Denmark’s Climate Act commits the country to be 70% carbon-free by 2030. The Danish Energy Agency is working hard to keep Denmark in a pioneering position, taking a bold and innovative step with “energy islands.” A smaller energy island is also being planned off Bornholm in the Baltic Sea. These islands are being designed to accommodate the huge expansion of wind, some 10 – 12 GW of capacity that can be developed, and that will position Denmark as a major renewable energy exporter in the region.

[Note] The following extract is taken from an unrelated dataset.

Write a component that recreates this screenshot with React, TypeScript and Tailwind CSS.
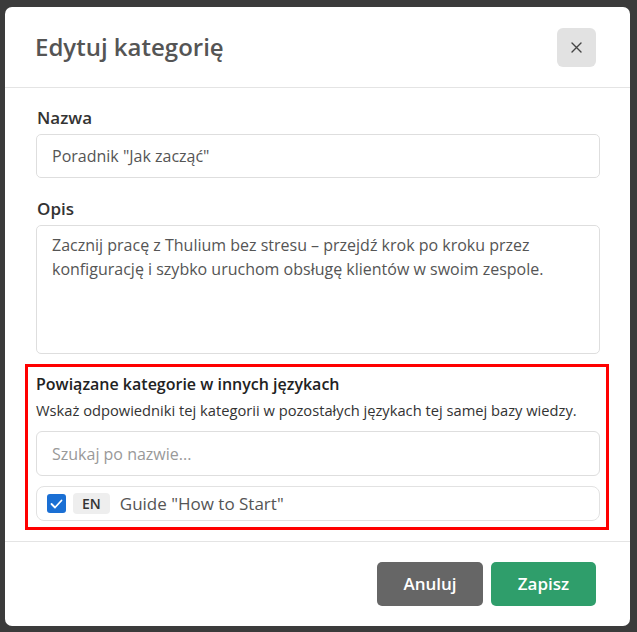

Meanwhile, South Korea is planning to build a huge offshore wind farm. In fact, it will be by far the world’s largest wind farm with 8.2 GW of capacity. That’s many times larger than the current world leader, the 1.1 GW Hornsea 1 wind farm in the United Kingdom. The $43.2 billion South Korean project will be almost entirely privately financed with less than $1 billion in government support. It is reportedly on fast track and slated for completion in 2030.

The wind farm off the coast of Sinan is part of South Korean President Moon Jae-in’s Green New Deal. Investments in electric and hydrogen vehicles play a major part in that plan to make the country – Asia’s fourth largest economy — carbon neutral by 2050. The President’s plan is to make South Korea a leader in the offshore wind industry. He aspires for the country to become one of the five top leading nations with offshore wind in the world.

The wind farm is about cutting carbon and stimulating the country’s economy. It is projected to create 120,000 jobs and will be developed and built with all domestic partners, spearheaded by Korea Electric Power Corporation, Doosan Heavy Industries (which will manufacture the wind turbines), Hanwha, and CS Wind.